23 May 2021

 Louis Benton Akin, grandchild and son of 1852 Oregon Trail travelers, was born in Corvallis, Oregon, on 8 June 1868. Before long, he moved with his parents to Forest Grove, and then into Portland. His mother died when he was only three, and his father when he was twelve. He spent the rest of his childhood living in Portland with his uncle, Francis (“Frank”) Akin, first working in the family shoe and clothing store, and then in a large sign writing shop. He did so well at the sign shop that, in 1889, he opened his own business. Demand for his creations was so strong that, within six months, he had to rent additional facilities and hire more workers.

   When not at work, Louis was likely to be in the southern Washington Cascades, somewhere near Mt. St. Helens. Sometimes with his cousin, Otis Akin, but often alone, he hunted some, trapped some, and fished a lot. He had a cabin at Merrill Lake, on the southwest side of the mountain, where he would spend weeks on his own, with his dog Antler for company.

   He and cousin Otis climbed Mt. St. Helens at least twice. A climbing party they were part of in July 1888 almost reached the top, but were turned back “within about 200 yards” by a crumbling rock wall they thought unsafe to attempt. In August 1892, he and Otis – and Antler – made it all the way, and Louis left this note in the summit register:

 “The Indian wears his moccasin,

the white man wears his gaiter;

I have no shoes left on my feet,

I need an elevator.”

 Louis is given credit for suggesting the name Mazamas for the Northwest mountaineering club – mazama being a name for the mountain goat - and the name was adopted by the club in 1894. Later, he designed the Mazamas logo, still employed today.

 *  *  *

   Apparently, Louis had long-term aspirations to do more with paint than turn out commercial signs. It is said that a cousin – who had taken art classes – helped him with perspective, when he was young, and was trying to paint a study of kittens in a box. He was a member of the short-lived Portland Art Club (1885-1887). A long-time friend, Robert L. Warner, remembered that Louis painted while alone at his cabin at Merrill Lake. About 1897, with few opportunities for serious painting available in Portland, he moved to New York, and enrolled in the Chase Art School. He stayed only about six months before deciding to try to succeed with his self-taught skills. He worked for a number of years as an magazine illustrator before finally getting a commission to paint in 1903. From then until his early death in 1913, he became well known and well respected with his art.
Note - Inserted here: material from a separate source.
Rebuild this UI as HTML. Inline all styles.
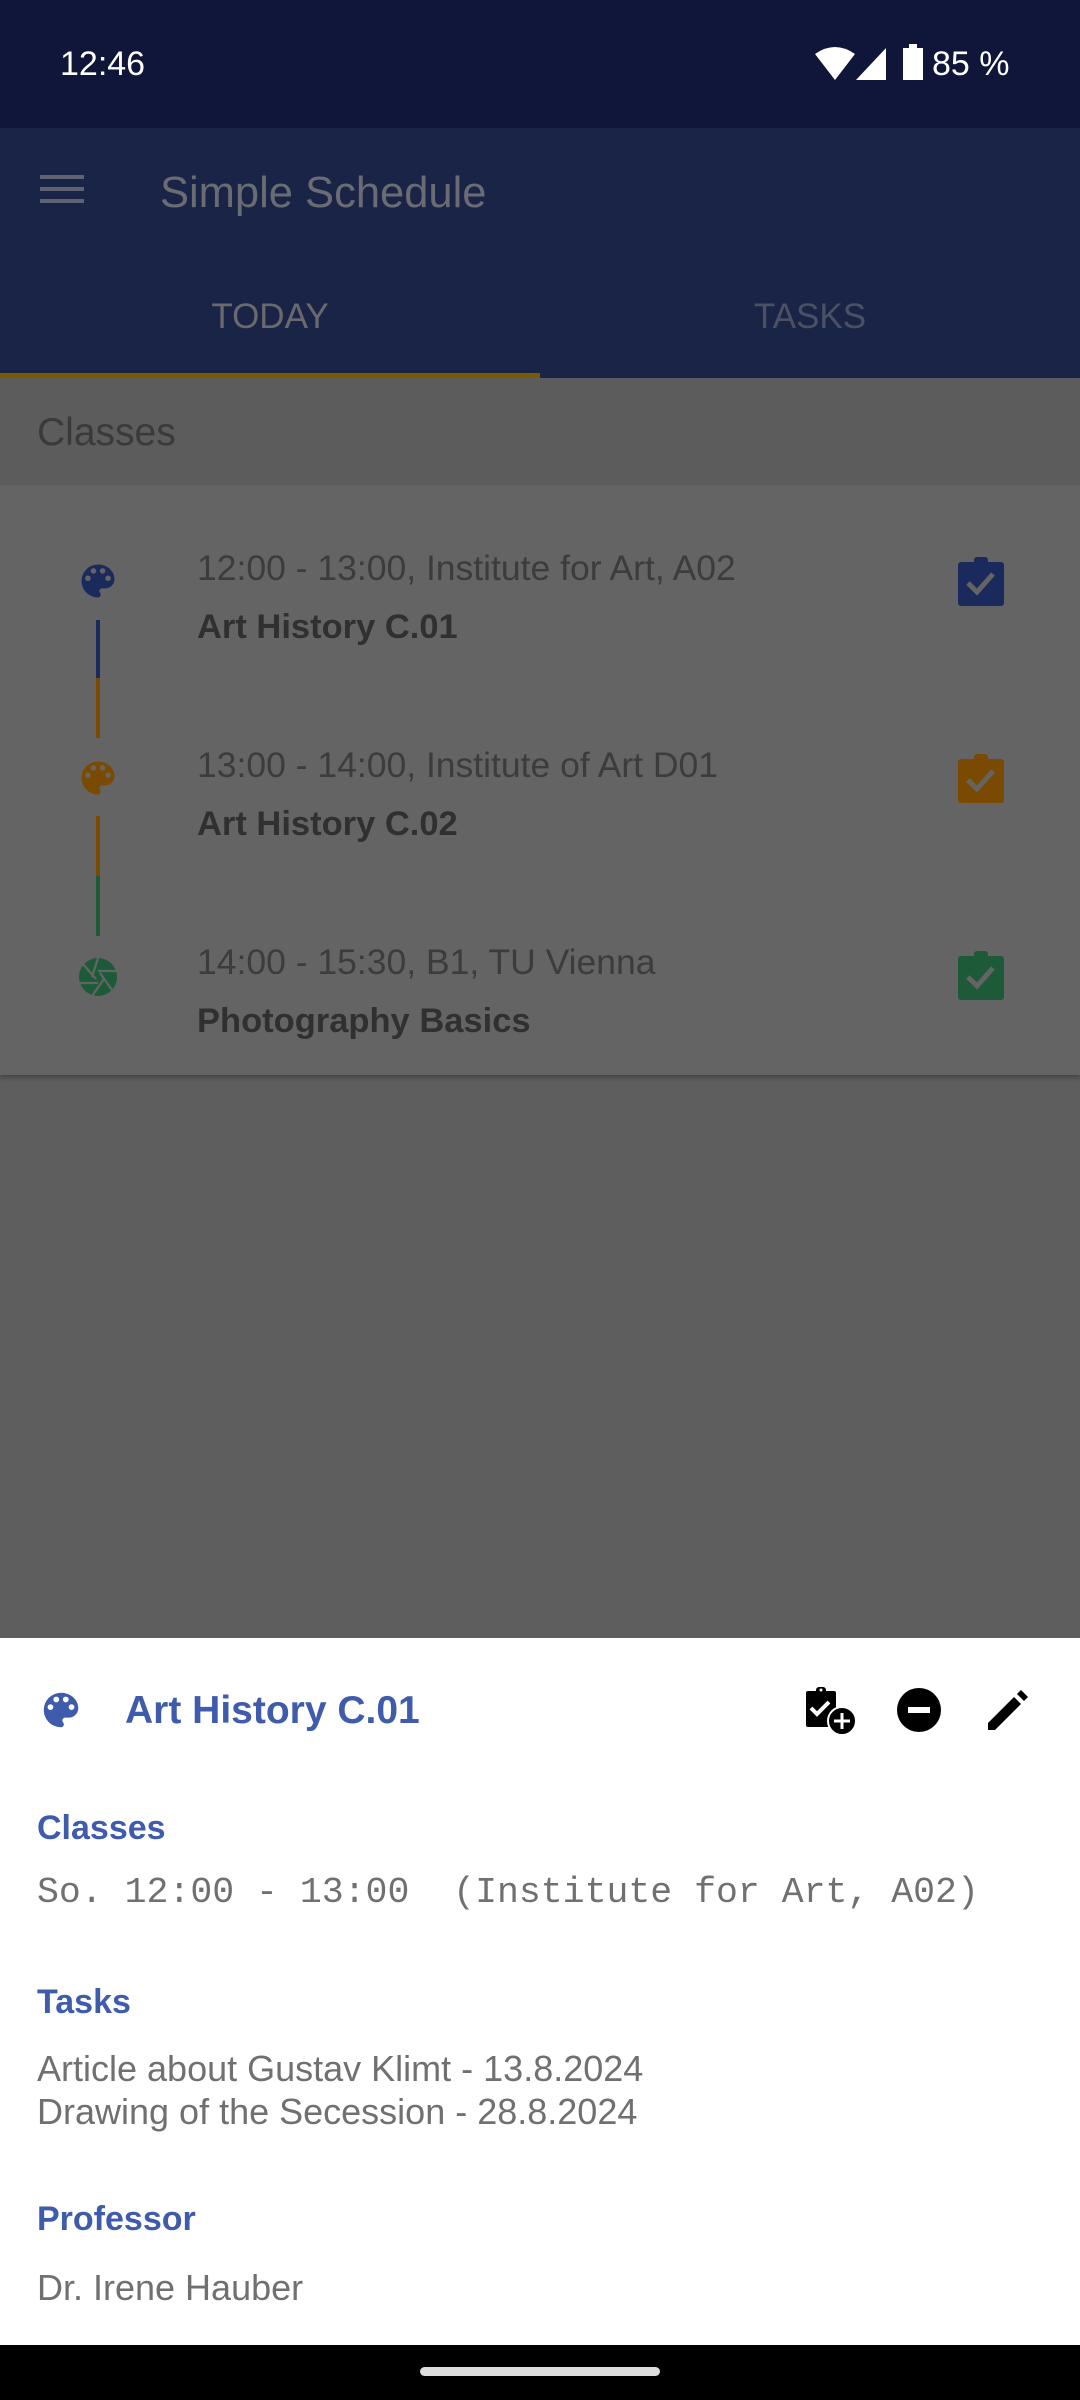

  With his background and outdoor interests, you might conclude that Louis Akin gained his artistic success with paintings of the Pacific Northwest. You would be wrong. Almost all of his preserved art work is of the Hopi Indians of Arizona, and the Grand Canyon. Some mountain paintings survive, but they are the result of 1909 and 1910 visits to Glacier National Park and British Columbia. I only know of one Cascades painting, and it is in our possession.



  The painting, purported to be of Mt. St. Helens on a moonlit night, was signed by Louis Akin on 12 June 1900, and on 18 June was presented to Clarence Crane and Stella Howard at their wedding in Boston. Louis was at the wedding. Clarence and his brother, William B. Crane, were friends of Louis in Portland, before Louis moved to New York and Clarence moved to Boston. Clarence and Stella were my wife Sally’s maternal grandparents. The painting was passed to Sally’s mother, Calista, and then to Sally. It has been with us since the 1970s. If (as it appears) the painting was completed when it was signed, Louis painted from memory, or perhaps from sketches he had made previously.

  Were there other Akin paintings of the Northwest? His friend, Robert Warner wrote in 1913: “I cherish in my own home many of his sketches in pen and in oils, covering a period of twenty years.[1] Twenty years would include Akin’s time in Washington State. Perhaps other friends had hidden treasures, also. However, it is interesting to note that no Northwest paintings were mentioned in reviews of the exhibit friends arranged for him in Portland in 1907.

   There are three existing Akin paintings that I know of from 1900: ours, and two pastoral studies, “The White Picket Fence” and “Woodland Shore.” These are the earliest paintings by several years that I could find records of.


[1] Warner, R. L. 1913. Louis Akin – nature lover. Forest and Stream 80:231-232.